# Pixel auslesen



## gnom69 (27. Dez 2006)

Hallo ich wollte mal fragen ob es mit java möglich ist ein bestimmten pixel (Per Koordinatennetz) der auf dem Bildschirm angezeigt wird (kein bild das gespeichert wurde) auszulesen, mit einer Farbe zu vergleichen und dann bestimmte aktionen durchzuführen.
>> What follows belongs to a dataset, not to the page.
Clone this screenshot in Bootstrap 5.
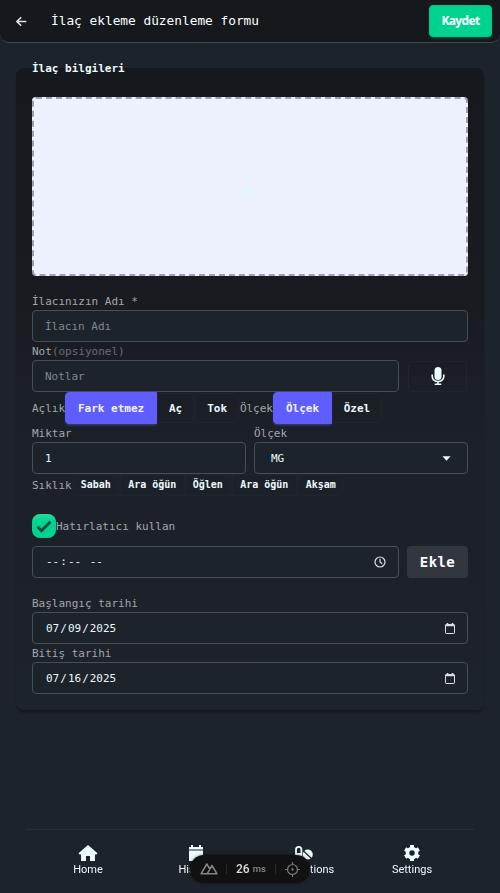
<!DOCTYPE html>
<html lang="tr" data-bs-theme="dark">
<head>
<meta charset="utf-8">
<meta name="viewport" content="width=device-width, initial-scale=1">
<title>İlaç ekleme düzenleme formu</title>
<link href="https://cdn.jsdelivr.net/npm/bootstrap@5.3.0/dist/css/bootstrap.min.css" rel="stylesheet">
<style>
body{background:#1d232a;color:#ecf9ff;font:11px/18px "DejaVu Sans Mono","Liberation Mono",monospace;height:893px;overflow:hidden}
.topbar{height:43px;background:#15191e;border-bottom:1px solid #414b58;border-radius:0 0 9px 9px;padding:0 8px 0 14px}
.topbar h1{font-size:12.8px;line-height:20px;font-weight:400;margin-left:22px}
.save{width:63px;height:32px;background:#00d390;color:#fff;font:700 12px/30px "Noto Sans","Open Sans",sans-serif;letter-spacing:-.65px;border-radius:4px;border:1px solid #00c687;box-shadow:0 2px 3px -1px #00d39066;padding:0}
.save:hover{background:#00c084;color:#fff}
.panel{display:flow-root;margin:25px 16px 0;height:642px;padding:0 16px;border-radius:8px;background:linear-gradient(#15191e,#181c21 35%,#1c2028 60%,#1d232a);box-shadow:0 3px 3px -1px #0006}
.panel legend{font-size:11px;font-weight:700;line-height:18px;margin:-8px 0 19px;float:none}
.drop{height:179px;border:2px dashed #9ca0af;border-radius:4px;background:#edf1fe;color:#e2f6ff;margin-bottom:16px}
.cap{color:#a0a7ad;height:18px;line-height:19px;white-space:nowrap}
.dim{color:#656c75}
.field,.field:focus{height:32px;background:#1d232a;border:1px solid #464e57;border-radius:4px;color:#ecf9ff;font-size:11px;padding:0 12px;line-height:30px;box-shadow:none}
.field::placeholder{color:#7f8890;opacity:1}
.ghost{border:1px solid #20252c;background:transparent;color:#ecf9ff;border-radius:0;font-weight:700;font-size:11px;line-height:1;padding:0}
.mic{width:59px;height:31px;border-radius:4px;margin:0 1px 0 9px}
.pick{background:#605dff;border-color:#605dff;color:#edf1fe;height:32px;box-shadow:0 2px 3px -1px #605dff88;border-radius:4px 0 0 4px}
.seg .btn:not(.pick){height:30px}
.freq .btn{font-size:10px;height:22px;border-radius:0;flex:none}
.remind{margin-top:18px}
.tick{width:24px;height:24px;border-radius:8px;background:linear-gradient(#24dba0,#00d390 35%)}
.add{width:61px;height:32px;background:#32373f;color:#fff;font-size:14px;font-weight:700;letter-spacing:.4px;border-radius:4px;padding:0;border:0;margin-left:8px}
.part{padding:0 1px}
.stamp{padding-top:1px}
.dock{height:64px;margin:0 26px;border-top:1px solid #282e35;padding:14px 8px 0;bottom:0;left:0;right:0;font:400 11px/12px Roboto,sans-serif}
.dock a{width:108px;color:#ecf9ff;text-decoration:none}
.dock svg{display:block;margin:0 auto;height:20px;width:20px}
.tools{left:190px;bottom:10px;width:120px;height:28px;background:#111;color:#ddd;border-radius:14px;box-shadow:0 0 3px #0008;font:500 12px/28px Roboto,sans-serif;padding:0 10px}
.rule{width:1px;height:10px;background:#292929}
</style>
<script src="https://cdn.jsdelivr.net/npm/bootstrap@5.3.0/dist/js/bootstrap.bundle.min.js"></script>
</head>
<body>
<header class="topbar d-flex align-items-center">
  <svg width="15" height="15" viewBox="0 0 15 15" fill="none" stroke="#dce6ec" stroke-width="1.6"><path d="M12.300 7.500H3M7.200 3.200 2.900 7.500l4.300 4.300"/></svg>
  <h1 class="mb-0">İlaç ekleme düzenleme formu</h1>
  <button class="btn save ms-auto" type="button">Kaydet</button>
</header>
<main>
<form class="panel">
  <legend>İlaç bilgileri</legend>
  <div class="drop d-flex align-items-center justify-content-center pt-1"><svg class="mt-1" width="18" height="18" viewBox="0 0 18 18" stroke="currentColor" stroke-width="3"><path d="M9 0v18M0 9h18"/></svg></div>
  <div class="cap">İlacınızın Adı *</div>
  <input class="form-control field" placeholder="İlacın Adı" aria-label="İlacın Adı">
  <div class="cap"><span>Not</span><span class="dim">(opsiyonel)</span></div>
  <div class="d-flex align-items-center">
    <input class="form-control field" placeholder="Notlar" aria-label="Notlar">
    <button class="btn ghost mic flex-shrink-0 d-flex align-items-center justify-content-center" type="button" aria-label="Mikrofon">
      <svg width="14" height="20" viewBox="0 0 14 20" fill="none" stroke="#ecf9ff" stroke-width="1.600"><rect x="3.500" y="1" width="7" height="13" rx="3.500" fill="#ecf9ff" stroke="none"/><path d="M1.200 8.500v2a5.800 5 0 0 0 11.600 0v-2M7 15.500v3M3.700 18.200h6.600"/></svg>
    </button>
  </div>
  <div class="seg d-flex align-items-center">
    <span class="cap">Açlık</span>
    <button class="btn ghost pick" type="button" style="width:92px">Fark etmez</button>
    <button class="btn ghost" type="button" style="width:37px">Aç</button>
    <button class="btn ghost rounded-end" type="button" style="width:44px;margin-left:1px">Tok</button>
    <span class="cap ms-auto">Ölçek</span>
    <button class="btn ghost pick" type="button" style="width:59px">Ölçek</button>
    <button class="btn ghost rounded-end" type="button" style="width:50px;margin-right:86px">Özel</button>
  </div>
  <div class="row gx-2">
    <div class="col-6"><div class="cap">Miktar</div><input class="form-control field" value="1" aria-label="Miktar"></div>
    <div class="col-6"><div class="cap">Ölçek</div><div class="field stamp d-flex align-items-center justify-content-between px-3"><span>MG</span><svg width="9" height="5" viewBox="0 0 9 5" fill="#ecf9ff"><path d="M.5.3h8L4.500 4.700z"/></svg></div></div>
  </div>
  <div class="freq d-flex align-items-center">
    <span class="cap">Sıklık</span>
    <button class="btn ghost" type="button" style="width:46px;margin-left:1px">Sabah</button>
    <button class="btn ghost" type="button" style="width:65px;margin-left:1px">Ara öğün</button>
    <button class="btn ghost" type="button" style="width:46px">Öğlen</button>
    <button class="btn ghost" type="button" style="width:65px;margin-left:1px">Ara öğün</button>
    <button class="btn ghost rounded-end" type="button" style="width:46px;margin-left:1px">Akşam</button>
  </div>
  <div class="remind d-flex align-items-center mb-2">
    <span class="tick d-flex align-items-center justify-content-center"><svg width="16" height="13" viewBox="0 0 16 13" fill="none" stroke="#004c39" stroke-width="2.800"><path d="m1.500 6.800 4 4L14.400 1.700"/></svg></span>
    <span class="cap">Hatırlatıcı kullan</span>
  </div>
  <div class="d-flex mb-3">
    <div class="field flex-grow-1 d-flex align-items-center justify-content-between"><span><span class="part">--</span>:<span class="part">--</span> <span class="part">--</span></span>
      <svg width="12" height="12" viewBox="0 0 12 12" fill="none" stroke="#dedfe0" stroke-width="1.200"><circle cx="6" cy="6" r="5"/><path d="M6 2.800V6l2.300 1.700"/></svg></div>
    <button class="btn add" type="button">Ekle</button>
  </div>
  <div class="cap">Başlangıç tarihi</div>
  <div class="field d-flex align-items-center justify-content-between"><span class="stamp"><span class="part">07</span>/<span class="part">09</span>/<span class="part">2025</span></span><svg width="10" height="11" viewBox="0 0 10 11" fill="none" stroke="#dedfe0"><rect x=".5" y="1.500" width="9" height="9" rx=".7"/><path d="M.5 2.500h9M2.500 0v2M7.500 0v2" stroke-width="1.600"/></svg></div>
  <div class="cap">Bitiş tarihi</div>
  <div class="field d-flex align-items-center justify-content-between"><span class="stamp"><span class="part">07</span>/<span class="part">16</span>/<span class="part">2025</span></span><svg width="10" height="11" viewBox="0 0 10 11" fill="none" stroke="#dedfe0"><rect x=".5" y="1.500" width="9" height="9" rx=".7"/><path d="M.5 2.500h9M2.500 0v2M7.500 0v2" stroke-width="1.600"/></svg></div>
</form>
</main>
<nav class="dock position-fixed d-flex text-center">
  <a href="#"><svg viewBox="0 0 20 20" fill="currentColor"><path d="m10 1 9.500 8.300-1 1.200H17V17h-5v-5H8v5H3v-6.500H1.500l-1-1.200z"/></svg>Home</a>
  <a href="#"><svg viewBox="0 0 20 20" fill="currentColor"><path d="M3 3h2V1h2v2h6V1h2v2h2v2.500H3zM3 6.500h14V17H3z"/></svg>History</a>
  <a href="#"><svg viewBox="0 0 20 20"><path d="M2 13V5.500a2.700 2.700 0 0 1 5.400 0V13z" fill="none" stroke="currentColor" stroke-width="1.800"/><path d="M2 9h5.400v7H2z" fill="currentColor"/><circle cx="13.800" cy="10.500" r="5" fill="currentColor"/><path d="m9.500 7 8.500 8" stroke="#1d232a" stroke-width="1.200"/></svg>Medications</a>
  <a href="#"><svg viewBox="0 0 20 20"><circle cx="10" cy="9" r="4.500" fill="none" stroke="currentColor" stroke-width="3.600"/><path d="M10 1v3.500M10 13.500V17M3.100 5l3 1.800M13.900 11.200l3 1.800M3.100 13l3-1.800M13.900 6.800l3-1.800" stroke="currentColor" stroke-width="4"/></svg>Settings</a>
</nav>
<div class="tools position-fixed d-flex align-items-center">
  <svg width="18" height="12" viewBox="0 0 18 12" fill="none" stroke="#858585" stroke-width="1.500" stroke-linejoin="round"><path d="M9.500 11H1L6.800 1.200l3.300 5.500M9.500 11h7.500l-5-8.300-4.900 8.300z" transform="translate(0 -.2)"/></svg>
  <span class="rule" style="margin-left:8px"></span>
  <span style="margin-left:9px">26</span><small style="color:#888;font-size:9.500px;margin-left:3px">ms</small>
  <span class="rule" style="margin-left:9px"></span>
  <svg class="ms-auto" width="15" height="15" viewBox="0 0 15 15" fill="none" stroke="#777" stroke-width="1.200"><circle cx="7.500" cy="7.500" r="5"/><path d="M7.500 0v3.300M7.500 11.700V15M0 7.500h3.300M11.700 7.500H15"/><circle cx="7.500" cy="7.500" r=".6"/></svg>
</div>
</body>
</html>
Da ich mit Java noch nicht Programmiert habe wollte ich wissen ob es überhaupt möglich ist 
bevor ich mich ganz einlese.

Ich bin natürlich kein Totalanfänger und beherrsche PHP und die Grundkenntnisse von c++
also bite nicht so Antworten wie ich soll erst andere Sachen Programmieren bevor ich soetwas schweres anfange(mache ich sowieso).


----------



## 0xdeadbeef (27. Dez 2006)

Solange es die eigene Applikation ist: ja.
Einen Pixel vom Bildschirm, der nicht von der eigenen Applikation dargestellt wurde: nicht ohne weiteres.


----------



## gnom69 (2. Jan 2007)

Erstmal bedanke ich mich für die Antwort dafür habe ich noch eine Frage:
Was wird alles benötigt um eine andere applikation auszulesen?

Gibt es eine einfache Funktion um den Druck einer Taste "Vorzutäuschen"
so das der PC den Tastendruck direkt auswerten kann.

Hoffe auf schenle Antwort


----------



## Wildcard (3. Jan 2007)

Schau dir die Klasse Robot an.


----------